What are the concerns regarding the FTC’s rulemaking authority?

The promulgation of this Rule has led many to claim that the Commission is overreaching. Those who oppose the Rule argue that the regulation of non-competes is not within the scope of the FTC’s power, and as such, the Commission has no rulemaking authority regarding the matter.

In response to these concerns, the Commission counters that Section 5 and Section 6(g) of the FTC Act give it such power. The Commission asserts that non-competes constitute an unfair method of competition and therefore are a violation of Section 5 of the FTC Act. Furthermore, the Commission maintains that consumers face higher prices when markets have fewer new entrants and greater concentration, and as such, consumers are adversely impacted by non-competes.

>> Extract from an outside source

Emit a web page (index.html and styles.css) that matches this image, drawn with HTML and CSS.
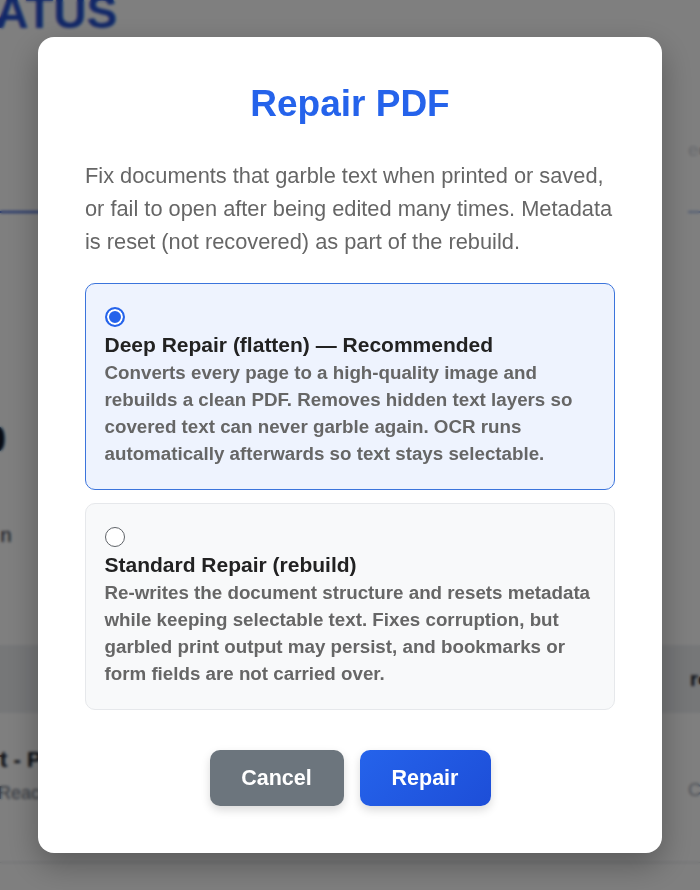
FILE: index.html
```html
<!DOCTYPE html>
<html lang="en">
<head>
<meta charset="utf-8">
<title>Repair PDF</title>
<link rel="stylesheet" href="styles.css">
</head>
<body>
<div class="page">
  <h1 class="status">STATUS</h1>
  <div class="tabs">
    <div class="tab tab-active"></div>
    <div class="tab tab-other">edit</div>
  </div>
  <div class="stat-num">0</div>
  <div class="stat-label">Action</div>
  <div class="table-head">
    <span></span>
    <span class="th-right">repair</span>
  </div>
  <div class="table-row">
    <div class="cell-main">
      <div class="doc-name">Contract - Pricing</div>
      <div class="doc-state">Reached limit</div>
    </div>
    <div class="cell-right">Completed</div>
  </div>
</div>

<div class="overlay">
  <div class="modal" role="dialog" aria-labelledby="modal-title">
    <h2 class="modal-title" id="modal-title">Repair PDF</h2>
    <p class="modal-desc">Fix documents that garble text when printed or saved, or fail to open after being edited many times. Metadata is reset (not recovered) as part of the rebuild.</p>

    <label class="option option-selected">
      <input class="radio" type="radio" name="mode" checked>
      <span class="option-title">Deep Repair (flatten) — Recommended</span>
      <span class="option-desc">Converts every page to a high-quality image and rebuilds a clean PDF. Removes hidden text layers so covered text can never garble again. OCR runs automatically afterwards so text stays selectable.</span>
    </label>

    <label class="option">
      <input class="radio" type="radio" name="mode">
      <span class="option-title">Standard Repair (rebuild)</span>
      <span class="option-desc">Re-writes the document structure and resets metadata while keeping selectable text. Fixes corruption, but garbled print output may persist, and bookmarks or form fields are not carried over.</span>
    </label>

    <div class="actions">
      <button class="btn btn-cancel" type="button">Cancel</button>
      <button class="btn btn-primary" type="button">Repair</button>
    </div>
  </div>
</div>
</body>
</html>
```

FILE: styles.css
```css
* { box-sizing: border-box; }

html, body {
  margin: 0;
  padding: 0;
  height: 100%;
  overflow: hidden;
  background: #ffffff;
  font-family: "Liberation Sans", Arial, Helvetica, sans-serif;
}

/* ---------- background page ---------- */
.page {
  width: 700px;
  overflow: hidden;
}

.status {
  margin: -11px 0 0 -60px;
  font-size: 46px;
  line-height: 46px;
  font-weight: 700;
  color: #2450d0;
  white-space: nowrap;
}

.tabs {
  display: grid;
  grid-template-columns: 300px 388px auto;
  height: 166px;
  margin-top: 12px;
}

.tab-active {
  border-bottom: 2px solid #2450d0;
}

.tab-other {
  grid-column: 3;
  padding-top: 92px;
  font-size: 18px;
  line-height: 22px;
  color: #cfd3da;
  white-space: nowrap;
  border-bottom: 2px solid #9fb6e6;
}

.stat-num {
  margin: 205px 0 0 -14px;
  font-size: 36px;
  line-height: 44px;
  font-weight: 700;
  color: #111827;
}

.stat-label {
  margin: 61px 0 0 -44px;
  font-size: 20px;
  line-height: 24px;
  color: #1f2937;
}

.table-head {
  display: grid;
  grid-template-columns: 690px auto;
  margin-top: 98px;
  height: 68px;
  align-items: center;
  background: #eceef1;
}

.th-right {
  font-size: 20px;
  font-weight: 700;
  color: #111827;
  white-space: nowrap;
}

.table-row {
  display: grid;
  grid-template-columns: 688px auto;
  padding: 33px 0 58px;
  border-bottom: 1px solid #d8dbe0;
}

.doc-name {
  margin-left: -83px;
  font-size: 22px;
  line-height: 28px;
  font-weight: 700;
  color: #111827;
  white-space: nowrap;
}

.doc-state {
  margin: 8px 0 0 -2px;
  font-size: 18px;
  line-height: 22px;
  color: #6b7280;
  white-space: nowrap;
}

.cell-right {
  padding-top: 33px;
  font-size: 18px;
  line-height: 22px;
  color: #9ca3af;
  white-space: nowrap;
}

/* ---------- overlay + modal ---------- */
.overlay {
  position: fixed;
  inset: 0;
  display: flex;
  align-items: center;
  justify-content: center;
  background: rgba(0, 0, 0, 0.5);
  backdrop-filter: blur(1.5px);
}

.modal {
  width: 624px;
  padding: 45px 47px 47px;
  background: #ffffff;
  border-radius: 16px;
  box-shadow: 0 12px 32px rgba(0, 0, 0, 0.3);
}

.modal-title {
  margin: 0 0 32.5px;
  text-align: center;
  font-size: 37px;
  line-height: 44px;
  font-weight: 700;
  color: #2563eb;
}

.modal-desc {
  margin: 0 0 25.5px;
  font-size: 21.8px;
  line-height: 33px;
  color: #666666;
}

.option {
  display: block;
  height: 207px;
  padding: 22.5px 18.5px 0;
  border: 1.5px solid #e6e8eb;
  border-radius: 10px;
  background: #f8f9fa;
  cursor: pointer;
}

.option + .option {
  margin-top: 13px;
}

.option-selected {
  border-color: #3b74dc;
  background: #eef3fe;
}

.radio {
  display: block;
  appearance: none;
  -webkit-appearance: none;
  margin: 0 0 4px;
  width: 20px;
  height: 20px;
  border: 1.5px solid #5f6368;
  border-radius: 50%;
  background: #ffffff;
}

.radio:checked {
  border: 2px solid #2563eb;
  background: #2563eb;
  box-shadow: inset 0 0 0 2px #ffffff;
}

.option-title {
  display: block;
  font-size: 21px;
  line-height: 28px;
  font-weight: 700;
  color: #222222;
}

.option-desc {
  display: block;
  font-size: 18.75px;
  line-height: 27.3px;
  font-weight: 700;
  color: #666666;
}

.actions {
  display: flex;
  justify-content: center;
  gap: 16px;
  margin-top: 40px;
}

.btn {
  height: 56px;
  padding: 0 30px;
  border: none;
  border-radius: 10px;
  font-family: inherit;
  font-size: 21.5px;
  font-weight: 700;
  color: #ffffff;
  cursor: pointer;
  box-shadow: 0 4px 10px rgba(0, 0, 0, 0.15);
}

.btn-cancel {
  width: 134px;
  background: #6c757d;
}

.btn-primary {
  width: 131px;
  background: linear-gradient(135deg, #2563eb, #1d4ed8);
}
```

Has the Rule faced any recent legal challenges?

Ryan LLC3 filed suit against the FTC in the Northern District Court of Texas, seeking a stay of effective date and a preliminary injunction. Ryan LLC claimed (1) the FTC acted without statutory authority; (2) the Rule is the product of an unconstitutional exercise of power; and (3) the FTC’s acts, findings, and conclusions were arbitrary and capricious.

In its findings, the Court agreed with the plaintiffs and stated that the FTC likely does not have authority under Section 6(g) of the FTC Act. Additionally, the Court found that the Rule is unreasonably overbroad without a sufficient explanation . Furthermore, the Court remarked that the plaintiffs are likely to suffer financial injury.

Accordingly, the Court granted the plaintiffs’ preliminary injunction and a stay of effective date. However, the Court emphasized that the plaintiffs’ case does not support nationwide injunctive relief; therefore, relief is provided to only the named plaintiffs in the case. The Court is expected to issue its final ruling on August 30, 20244.

A ruling in Ryan LLC in the plaintiffs’ favor may result in an increase of private entities filing similar cases. Further, the stated effective date of the Rule may be postponed.

What are the penalties?

Though the Commission does not explicitly state what the penalties are for violating the Rule, it is presumed that the Commission will issue complaints; seek penalties, damages, restitution, and injunctive relief; and order rescissions or contract reformations.

Is there a private right of action?

As there is no private right of action under the FTC Act, private citizens cannot bring suit against their employers. However, workers are permitted to request a declaratory judgment to invalidate the non-compete.

What are the FTC’s proposed alternatives to non-competes?

The Commission believes that the following methods should be used as substitutes for non-competes, either separately or in conjunction with each other:

(1) Invention Assignment Agreements and/or Fixed Duration Contracts;

(2) Non-Disclosure Agreements;

(3) Patent Law; and

(4) Trade Secret Law, specifically the Uniform Trade Secrets Act, the Defend Trade Secrets Act (2016), and the Economic Espionage Act (1996).

How can employers and employees be proactive?

Although the fate of the Rule remains uncertain, we recommend that employers review any non-competes currently in use in their company; determine which, if any, of the proposed alternatives work best for their business; and draft notices to be sent to any employees who may be affected, once the Rule goes into effect. See Exhibit below. Additionally, we specifically recommend that employers conduct a comprehensive inventory of employee non-compete agreements and identify any senior executives who are excluded from the Rule.

To the extent that employee agreements contain other employment-related topics, such as confidentiality and intellectual property assignment obligations, employers should consider having employees execute separate agreements directed to those topics.

Thank you to 2024 Summer Associate, Stefica Milor, for her help in preparing this IP Advisory.

This IP Advisory was prepared by Lando & Anastasi, LLP. The information provided in this Advisory does not, and is not intended to, constitute legal advice; instead, all information, content, and materials are for general informational purposes only. Readers should contact an attorney to obtain legal advice with respect to any particular legal matter.

© 2024 Lando & Anastasi, LLP


1 The effective date of the Rule has been delayed indefinitely.
2The Packers and Stockyards Act (1921) regulates meatpacking, swine contractors, live poultry dealers, market agencies, and livestock dealers.
3Ryan LLC was joined by The Chamber of Commerce of the U.S.A., Business Roundtable, Texas Association of Business, and Longview Chamber of Commerce
4The final ruling in Ryan LLC was issued on August 20, 2024.

Exhibit

A new rule enforced by the Federal Trade Commission makes it unlawful for us to enforce a non-compete clause. As of [DATE EMPLOYER CHOOSES BUT NO LATER THAN EFFECTIVE DATE OF THE FINAL RULE], [EMPLOYER NAME] will not enforce any non-compete clause against you. This means that as of [DATE EMPLOYER CHOOSES BUT NO LATER THAN EFFECTIVE DATE OF THE FINAL RULE]:

      • You may seek or accept a job with any company or any person—even if they compete with [EMPLOYER NAME].
      • You may run your own business—even if it competes with [EMPLOYER NAME].
      • You may compete with [EMPLOYER NAME] following your employment with [EMPLOYER NAME].

The FTC’s new rule does not affect any other terms or conditions of your employment. For more information about the rule, visit ftc.gov/noncompetes. Complete and accurate translations of the notice in certain languages other than English, including Spanish, Chinese, Arabic, Vietnamese, Tagalog, and Korean, are available at ftc.gov/noncompetes.